DRAM Crunch Forces AI System Architects to Rethink Memory

DRAM has quietly become one of the hardest procurement problems in AI system design right now. As manufacturers redirect DDR5 and HBM capacity toward hyperscale data centers, high-capacity modules -- the kind AI inference systems traditionally depend on -- have tripled or quadrupled in price over the past year. Even partial fulfillment from major suppliers is becoming routine. This is not a blip; current forecasts push the constraint into 2027 at minimum.

The asymmetry is the key detail: lower-capacity DRAM (1-2 GB range) has stayed comparatively stable in both price and availability. High-capacity modules are where the pain concentrates. That creates a real design incentive -- not just a cost optimization but a supply-chain risk argument -- to target the sub-2 GB window.
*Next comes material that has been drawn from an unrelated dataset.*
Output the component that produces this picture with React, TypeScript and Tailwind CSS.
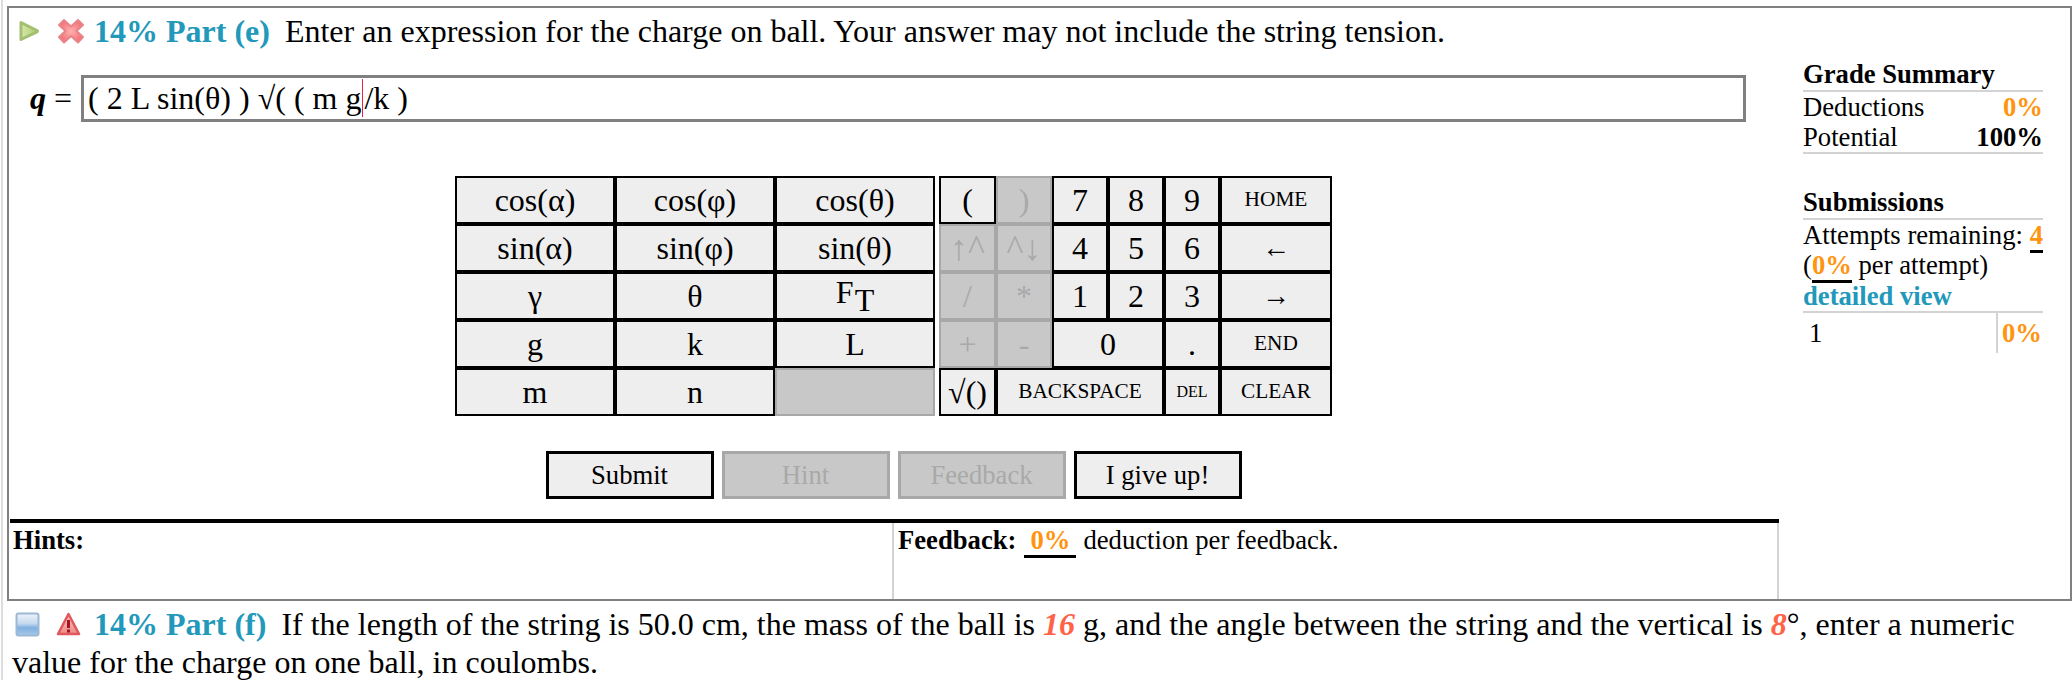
const GreenPlay = () => (
  <svg width="22" height="24" viewBox="0 0 22 24" className="shrink-0 ml-[8px]">
    <defs>
      <linearGradient id="gp" x1="0" y1="0" x2="1" y2="0">
        <stop offset="0" stopColor="#d9e8ae" />
        <stop offset="1" stopColor="#a9cc6a" />
      </linearGradient>
    </defs>
    <path d="M3 3.500 L19 11.500 Q20 12 19 12.800 L3 20.500 Z" fill="url(#gp)" stroke="#a3bf72" strokeWidth="3" strokeLinejoin="round" />
  </svg>
);

const RedCross = () => (
  <svg width="28" height="28" viewBox="0 0 28 28" className="shrink-0 ml-[17px]">
    <defs>
      <radialGradient id="rc" cx="0.5" cy="0.5" r="0.6">
        <stop offset="0" stopColor="#ffb0b0" />
        <stop offset="1" stopColor="#f06a6e" />
      </radialGradient>
    </defs>
    <path d="M7 3 L14 9.500 L21 3 L26 8 L19.500 14 L26 20 L21 25.500 L14 19 L7 25.500 L2 20 L8.500 14 L2 8 Z" fill="url(#rc)" stroke="#e8858a" strokeWidth="2" strokeLinejoin="round" />
  </svg>
);

const BlueBox = () => (
  <svg width="25" height="25" viewBox="0 0 25 25" className="shrink-0 ml-[3px]">
    <defs>
      <linearGradient id="bb" x1="0" y1="0" x2="0" y2="1">
        <stop offset="0" stopColor="#eef3fa" />
        <stop offset="0.45" stopColor="#c6d9ef" />
        <stop offset="0.65" stopColor="#7fb0e0" />
        <stop offset="1" stopColor="#a9c9ea" />
      </linearGradient>
    </defs>
    <rect x="1.500" y="1.500" width="22" height="22" rx="2" fill="url(#bb)" stroke="#9db8d4" strokeWidth="2" />
  </svg>
);

const RedWarning = () => (
  <svg width="25" height="25" viewBox="0 0 25 25" className="shrink-0 ml-[16px]">
    <defs>
      <linearGradient id="rw" x1="0" y1="0" x2="0" y2="1">
        <stop offset="0" stopColor="#f9c9c6" />
        <stop offset="1" stopColor="#ee8a88" />
      </linearGradient>
    </defs>
    <path d="M12.500 2 L23 22 L2 22 Z" fill="url(#rw)" stroke="#e0585c" strokeWidth="2.500" strokeLinejoin="round" />
    <rect x="11" y="8" width="3" height="8" fill="#a5161c" />
    <rect x="11" y="17.500" width="3" height="3" fill="#a5161c" />
  </svg>
);

type Key = { t: React.ReactNode; off?: boolean; cls?: string };

const Cell = ({ t, off, cls = "" }: Key) => (
  <button
    disabled={off}
    className={`flex h-[48px] items-center justify-center border-2 leading-none ${
      off ? "border-[#a8a8a8] bg-[#c8c8c8] text-[#a9a9a9]" : "border-black bg-[#eeeeee] text-black"
    } ${cls}`}
  >
    {t}
  </button>
);

const left: Key[] = [
  { t: "cos(α)" }, { t: "cos(φ)" }, { t: "cos(θ)" },
  { t: "sin(α)" }, { t: "sin(φ)" }, { t: "sin(θ)" },
  { t: "γ" }, { t: "θ" }, { t: <span className="flex items-start">F<span className="ml-[1px] mt-[8px]">T</span></span> },
  { t: "g" }, { t: "k" }, { t: "L" },
  { t: "m" }, { t: "n" }, { t: "", off: true },
];

const small = "text-[21.330px]";
const arrow = "text-[28px]";

const right: Key[] = [
  { t: "(" }, { t: ")", off: true }, { t: "7" }, { t: "8" }, { t: "9" }, { t: "HOME", cls: small },
  { t: "↑^", off: true, cls: "text-[36px]" }, { t: "^↓", off: true, cls: "text-[36px]" }, { t: "4" }, { t: "5" }, { t: "6" }, { t: "←", cls: arrow },
  { t: "/", off: true }, { t: "*", off: true }, { t: "1" }, { t: "2" }, { t: "3" }, { t: "→", cls: arrow },
  { t: "+", off: true }, { t: "-", off: true }, { t: "0", cls: "col-span-2" }, { t: "." }, { t: "END", cls: small },
  { t: "√()" }, { t: "BACKSPACE", cls: `col-span-3 ${small}` }, { t: "DEL", cls: "text-[16px]" }, { t: "CLEAR", cls: small },
];

const ActionButton = ({ label, off }: { label: string; off?: boolean }) => (
  <button
    disabled={off}
    className={`h-[48px] w-[168px] border-[3px] text-[26.670px] ${
      off ? "border-[#a8a8a8] bg-[#c8c8c8] text-[#a9a9a9]" : "border-black bg-[#eeeeee] text-black"
    }`}
  >
    {label}
  </button>
);

const Orange = ({ children }: { children: React.ReactNode }) => (
  <span className="border-b-[3px] border-black font-bold text-[#ff9410]">{children}</span>
);

export default function App() {
  return (
    <div className="ml-[1px] h-[680px] w-[2071px] overflow-hidden border-l-2 border-[#dddddd] bg-white font-['Liberation_Serif',serif] text-black">
      <div className="ml-[4px] mt-[6px] flex h-[595px] w-[2065px] border-2 border-[#808080] pl-[1px]">
        <main className="flex w-[1769px] flex-col">
          <div className="mt-[4px] flex h-[38px] items-center text-[32px]">
            <GreenPlay />
            <RedCross />
            <span className="ml-[9px] font-bold text-[#2299bb]">14% Part (e)</span>
            <span className="ml-[15px]">Enter an expression for the charge on ball. Your answer may not include the string tension.</span>
          </div>

          <div className="mt-[24px] flex items-center">
            <span className="ml-[20px] w-[51px] text-[32px]"><i className="font-bold">q</i> =</span>
            <div className="flex h-[47px] w-[1665px] items-center border-[3px] border-[#808080] pl-[4px] text-[32px] whitespace-pre">
              ( 2 L sin(θ) ) √( ( m g<span className="mx-[1px] h-[38px] w-[1px] bg-[#ee2244]" />/k )
            </div>
          </div>

          <div className="mt-[54px] flex justify-center gap-[4px] pr-[2px] text-[32px]">
            <div className="grid grid-cols-[160px_160px_160px]">
              {left.map((k, i) => <Cell key={i} {...k} />)}
            </div>
            <div className="grid grid-cols-[57px_56px_56px_56px_56px_112px]">
              {right.map((k, i) => <Cell key={i} {...k} />)}
            </div>
          </div>

          <div className="mt-[35px] flex justify-center gap-[8px] pr-[2px]">
            <ActionButton label="Submit" />
            <ActionButton label="Hint" off />
            <ActionButton label="Feedback" off />
            <ActionButton label="I give up!" />
          </div>

          <div className="mt-[20px] flex flex-1 border-t-4 border-black text-[26.670px]">
            <div className="w-[882px] pl-[3px] font-bold leading-[34px]">Hints:</div>
            <div className="flex-1 border-x-2 border-[#d3d3d3] pl-[4px] leading-[34px]">
              <b>Feedback:</b>
              <span className="ml-[8px] border-b-[3px] border-black px-[6px] font-bold text-[#ff9410]">0%</span>
              <span className="ml-[7px]">deduction per feedback.</span>
            </div>
          </div>
        </main>

        <aside className="ml-[24px] mt-[50px] w-[240px] text-[26.670px] leading-[30px]">
          <div className="border-b-2 border-[#d3d3d3] font-bold leading-[32px]">Grade Summary</div>
          <div className="flex justify-between"><span>Deductions</span><b className="text-[#ff9410]">0%</b></div>
          <div className="flex justify-between border-b-2 border-[#d3d3d3]"><span>Potential</span><b>100%</b></div>
          <div className="mt-[32px] border-b-2 border-[#d3d3d3] font-bold leading-[32px]">Submissions</div>
          <div className="flex justify-between"><span>Attempts remaining:</span><div><Orange>4</Orange></div></div>
          <div className="leading-[31px]">(<Orange>0%</Orange> per attempt)</div>
          <div className="border-b-2 border-[#d3d3d3] font-bold leading-[30px] text-[#2299bb]">detailed view</div>
          <div className="flex h-[40px] items-center">
            <span className="w-[193px] pl-[6px]">1</span>
            <b className="flex h-full flex-1 items-center border-l-2 border-[#d3d3d3] pl-[4px] text-[#ff9410]">0%</b>
          </div>
        </aside>
      </div>

      <div className="mt-[4px] pl-[9px] text-[32px] leading-[38px] whitespace-nowrap">
        <div className="flex h-[38px] items-center">
          <BlueBox />
          <RedWarning />
          <span className="ml-[13px] font-bold text-[#2299bb]">14% Part (f)</span>
          <span className="ml-[15px]">
            If the length of the string is 50.0 cm, the mass of the ball is <b><i className="text-[#ff6347]">16</i></b> g, and the angle between the string and the vertical is <b><i className="text-[#ff6347]">8</i></b>°, enter a numeric
          </span>
        </div>
        <div>value for the charge on one ball, in coulombs.</div>
      </div>
    </div>
  );
}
Hardware teams that sized their memory subsystems around large general-purpose models are now carrying a liability their procurement departments have to explain every quarter.

The practical response is a shift toward smaller domain-specific models (SLMs and compact VLMs) paired with dedicated NPUs or AI accelerators that run full inference pipelines without touching external DRAM. For vision and classical AI workloads, purpose-built edge accelerators have already made this viable. The article claims BOM reductions of up to $100 per device, which at volume turns a memory architecture decision into a significant margin story.

The caveat worth noting: not all AI workloads fit in 1-2 GB. Generative AI tasks with large context windows still need substantial memory. The real architectural shift is segmenting workloads -- local inference for repeatable, latency-sensitive tasks; cloud for open-ended or infrequent ones. That hybrid model was always theoretically sensible; the DRAM crunch is just making it economically unavoidable.